Under Huizenga, who didn't even own a VCR when he took over, the chain flourished. By 1990, 1,500 stores had sprung up, forever altering cultural habits - and the economics of the movie business. "Nothing that happened in the 1980s compares to the videocassette revolution," hyperbolized New York Times critic Vincent Canby in 1990. "Movies will never be the same again." And consumers loved the change: In one survey, they ranked renting movies second for "best value for the money." (The winner: chicken.) In 1993, the company was already generating more revenue than its next 300 competitors combined, renting 10 million tapes a week to 30 million families. It now boasts that 75 percent of the U.S. population lives within 10 minutes of one of Blockbuster's 5,191 stores.
Still, naysayers kept predicting that Blockbuster would lose out to cable and, eventually, to video-on-demand. "We're not afraid of technology," Huizenga said in 1993, introducing the company line that has never gone out of style. One of its internal reports from the early '90s, devoted to the looming fight between tape rentals and video-on-demand, was called "the battle that isn't happening."
The battle that was happening had more to do more with Blockbuster's own missteps. Huizenga sold the company in 1994 to Viacom, which used Blockbuster's healthy cash flow to buy Paramount. But the business began struggling: The chain started selling things like T-shirts and potato chips that quickly turned into flops. It also sparked massive staff turnover when it moved its corporate headquarters from Florida to Dallas, hiring three CEOs in the space of a year. Antioco came on board in June '97 with a mandate to turn the business around.
Credited with reviving Circle K convenience stores, Antioco is far more animated talking about customer service than fiber-optic lines. When he came to Blockbuster, he says, one fundamental aspect of its customer service was "a joke": The chain was so incapable of meeting demand on hit movies that it didn't even market them for weeks. Antioco's solution was to overhaul Blockbuster's deals with the studios. Forget having to pay big fees up front for the tapes. Antioco pushed for Blockbuster to buy the movies at a steep discount and then share its rental revenues with Hollywood. After more than a year of negotiations, the studios finally signed on.
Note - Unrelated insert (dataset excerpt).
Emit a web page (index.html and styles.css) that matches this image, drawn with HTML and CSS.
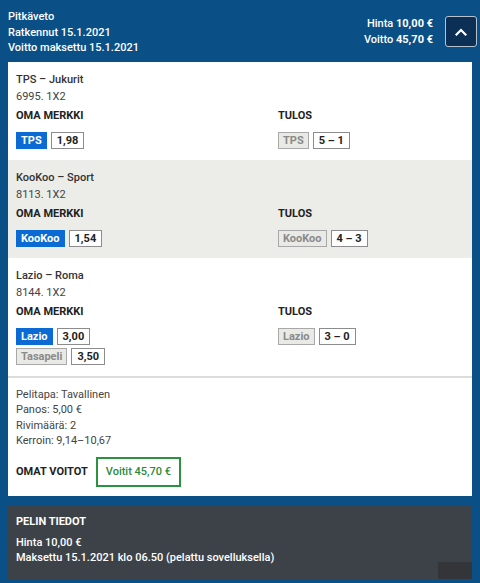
FILE: index.html
```html
<!DOCTYPE html>
<html lang="fi">
<head>
<meta charset="utf-8">
<title>Pitkäveto</title>
<link rel="stylesheet" href="styles.css">
</head>
<body>
<div class="page">
  <header class="head">
    <div class="head-info">
      <div>Pitkäveto</div>
      <div>Ratkennut 15.1.2021</div>
      <div>Voitto maksettu 15.1.2021</div>
    </div>
    <div class="head-right">
      <div class="head-sums">
        <div><span class="lt">Hinta</span> <b>10,00 €</b></div>
        <div><span class="lt">Voitto</span> <b>45,70 €</b></div>
      </div>
      <button class="toggle" type="button" aria-label="Sulje">
        <svg width="12" height="8" viewBox="0 0 12 8"><path d="M1.5 6.5 L6 2 L10.5 6.5" fill="none" stroke="#fff" stroke-width="2.2" stroke-linecap="square"/></svg>
      </button>
    </div>
  </header>

  <section class="panel">
    <div class="event">
      <div class="ev-title">TPS – Jukurit</div>
      <div class="ev-sub">6995. 1X2</div>
      <div class="ev-grid">
        <div>
          <div class="label">OMA MERKKI</div>
          <div class="chips">
            <div class="chip-row"><span class="chip pick">TPS</span><span class="chip val">1,98</span></div>
          </div>
        </div>
        <div>
          <div class="label">TULOS</div>
          <div class="chips">
            <div class="chip-row"><span class="chip res">TPS</span><span class="chip val">5 – 1</span></div>
          </div>
        </div>
      </div>
    </div>

    <div class="event alt">
      <div class="ev-title">KooKoo – Sport</div>
      <div class="ev-sub">8113. 1X2</div>
      <div class="ev-grid">
        <div>
          <div class="label">OMA MERKKI</div>
          <div class="chips">
            <div class="chip-row"><span class="chip pick">KooKoo</span><span class="chip val">1,54</span></div>
          </div>
        </div>
        <div>
          <div class="label">TULOS</div>
          <div class="chips">
            <div class="chip-row"><span class="chip res">KooKoo</span><span class="chip val">4 – 3</span></div>
          </div>
        </div>
      </div>
    </div>

    <div class="event last">
      <div class="ev-title">Lazio – Roma</div>
      <div class="ev-sub">8144. 1X2</div>
      <div class="ev-grid">
        <div>
          <div class="label">OMA MERKKI</div>
          <div class="chips">
            <div class="chip-row"><span class="chip pick">Lazio</span><span class="chip val">3,00</span></div>
            <div class="chip-row"><span class="chip res">Tasapeli</span><span class="chip val">3,50</span></div>
          </div>
        </div>
        <div>
          <div class="label">TULOS</div>
          <div class="chips">
            <div class="chip-row"><span class="chip res">Lazio</span><span class="chip val">3 – 0</span></div>
          </div>
        </div>
      </div>
    </div>

    <div class="summary">
      <div class="sum-lines">
        <div>Pelitapa: Tavallinen</div>
        <div>Panos: 5,00 €</div>
        <div>Rivimäärä: 2</div>
        <div>Kerroin: 9,14–10,67</div>
      </div>
      <div class="wins">
        <span class="label">OMAT VOITOT</span>
        <span class="win-box">Voitit 45,70 €</span>
      </div>
    </div>
  </section>

  <section class="details">
    <div class="det-title">PELIN TIEDOT</div>
    <div class="det-lines">
      <div>Hinta 10,00 €</div>
      <div>Maksettu 15.1.2021 klo 06.50 (pelattu sovelluksella)</div>
    </div>
    <span class="corner"></span>
  </section>
</div>
</body>
</html>
```

FILE: styles.css
```css
* { box-sizing: border-box; }
html, body { margin: 0; padding: 0; }
body {
  background: #0b4f87;
  font-family: Roboto, "Liberation Sans", sans-serif;
  font-size: 11px;
  color: #333;
}
.page { width: 480px; height: 583px; padding: 0 0 3px; }

.head {
  display: flex;
  justify-content: space-between;
  height: 62px;
  padding: 9px 3px 0 8px;
  color: #fff;
  font-weight: 500;
}
.head-info { line-height: 15.5px; }
.head-right {
  display: flex;
  align-items: center;
  align-self: center;
  margin-top: -8px;
}
.head-sums { text-align: right; line-height: 16px; }
.head-sums b { font-weight: 700; }
.head-sums .lt { font-weight: 500; }
.toggle {
  width: 32px;
  height: 31px;
  margin-left: 12px;
  background: #0b2f55;
  border: 1px solid #b9c2cc;
  border-radius: 3px;
  display: flex;
  align-items: center;
  justify-content: center;
  padding: 0;
}

.panel {
  margin: 0 8px;
  background: #fff;
}
.event { padding: 9px 8px 11px; }
.event.alt { background: #ecece9; }
.event.last { border-bottom: 2px solid #dcdcd9; }
.ev-title { line-height: 17px; font-weight: 500; color: #333; }
.ev-sub { line-height: 17px; color: #444; }
.ev-grid {
  display: grid;
  grid-template-columns: 262px 1fr;
  margin-top: 2px;
}
.label {
  line-height: 17px;
  font-weight: 700;
  color: #222;
}
.chips { margin-top: 8px; display: flex; flex-direction: column; gap: 3px; }
.chip-row { display: flex; gap: 4px; }
.chip {
  height: 17px;
  line-height: 15px;
  padding: 0 4px;
  border: 1px solid #999;
  font-weight: 700;
  font-size: 11px;
}
.chip.pick { background: #0b6ad4; border-color: #0b6ad4; color: #fff; }
.chip.val { background: #fff; color: #222; border-color: #8c8c8c; padding: 0 5px; }
.chip.res { background: #e9e9e6; color: #8a8a8a; border-color: #a8a8a8; }

.summary { padding: 9px 8px 9px; }
.sum-lines { line-height: 15.4px; color: #444; }
.wins {
  display: flex;
  align-items: center;
  gap: 8px;
  margin-top: 8px;
}
.win-box {
  height: 30px;
  line-height: 26px;
  padding: 0 8px;
  border: 2px solid #2a9340;
  color: #2a8a3a;
  font-weight: 500;
}

.details {
  position: relative;
  margin: 9px 8px 0;
  height: 74px;
  background: #3d4249;
  color: #fff;
  padding: 9px 8px 0;
  font-weight: 500;
}
.det-title { line-height: 16px; font-weight: 700; }
.det-lines { margin-top: 5px; line-height: 15.5px; }
.corner {
  position: absolute;
  right: 0;
  bottom: 0;
  width: 34px;
  height: 17px;
  background: #333539;
}
```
Blockbuster didn't invent this revenue-sharing arrangement, but institutionalized it on a large scale. (Says one Hollywood insider on whether studios get their fair share from the deals: "How much is ever enough?") Consumers now find endless rows of top-10 movies, and Blockbuster's clout has only increased. Today, the studios make nearly $10 billion, or 55 percent of their domestic revenue, from home-video rentals and sales. Blockbuster now dominates 36 percent of the video-rental market. "It's like Wal-Mart," says one studio insider of Blockbuster's mass-market muscle. "It's creepy."
If the last few years have shown anything, it's that revolutions require more than talk. Video-on-demand is yet another of those ideas that was supposed to change the world, but is off schedule. "Less than a year ago, people were projecting the demise of retailing, that the world would be e-commerce. What happened?" asks Antioco, who can't conceal his satisfaction. Today, industry players circle video-on-demand as if it were a pinata: eager for the treats they know are there, but blind and clumsy in their approach. No one wants to cede any ground or strike the wrong deal. The agreement between Blockbuster and Enron, which has been building a broadband business, was supposed to be exclusive and last 20 years; it didn't last 10 months.